Отец Николай встал у него на пути, остановил, настращал, что тракторист участвует в незаконном деле — способствует людям, которые уморили бабку, и тут наверняка будет следствие; мужик перепугался, однако потребовал бутылку и отправился восвояси. Короче, до четырех часов дня кое-как продержался, но потом от деревни к дубраве направились сами дачники, с ящиком и лопатами. Пришлось выходить к ним навстречу, совестить, убеждать, что не пристало православным копать могилу своим родителям, и читать проповедь о спасении души. Дачники были из новокрещеных, все лето исправно ходили в церковь, блюли посты и отрабатывали грехи на восстановлении храма, но дачный период закончился, началась светская жизнь, и они опаздывали на электричку. Он им — не по-божески это, сразу хоронить, три дня следует подержать в доме, а они — мол, бабушка и так месяц пролежала и превратилась в мумию. Переспорить их не удалось, пришлось тоже напугать — все-таки смерть бабки имеет криминальный душок, хотя Голован опасался, что народу сюда наедет ещё больше, а неизвестно, когда засадники закончат схватку.

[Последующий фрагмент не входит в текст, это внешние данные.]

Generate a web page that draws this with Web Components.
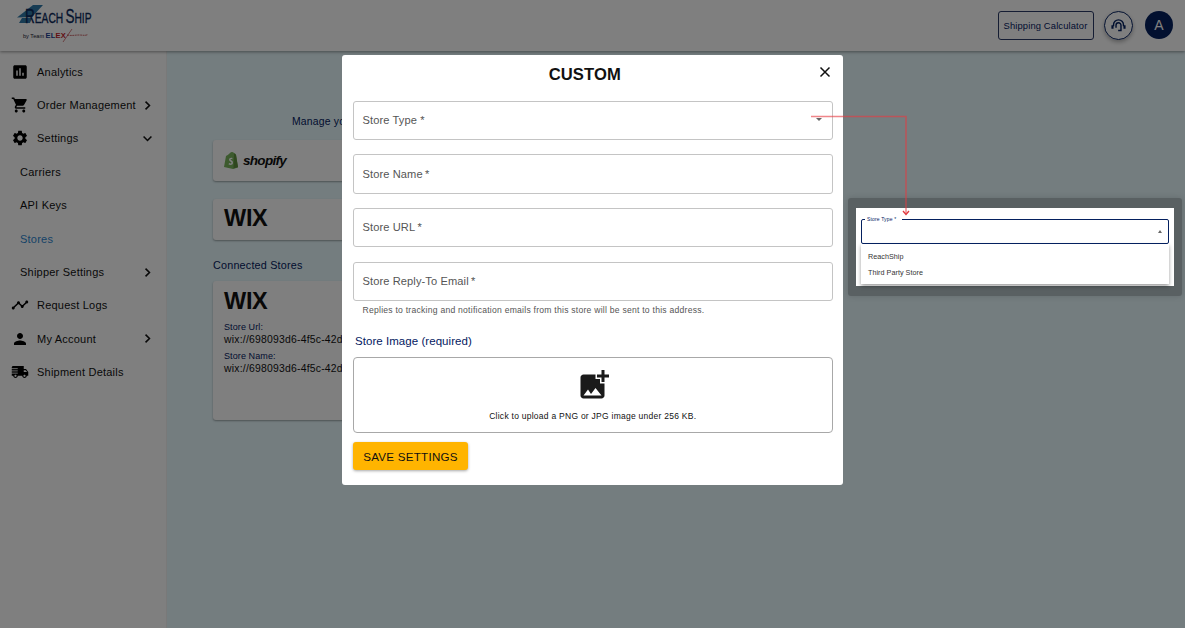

Безутешные родственники забрали ящик, лопаты и вернулись на дачу. А ближе к полуночи в хлеву вдруг завыл волк, о котором вотчинник в хлопотах слегка подзабыл. Рана у него стала нагнаиваться, потому отец Николай начал колоть ему пеницеллин. Прихватив с собой шприц, он открыл дверь хлева, и зверь в тот же миг выскочил на улицу и пропал во тьме, чуть ли не сбив с ног нового вожака.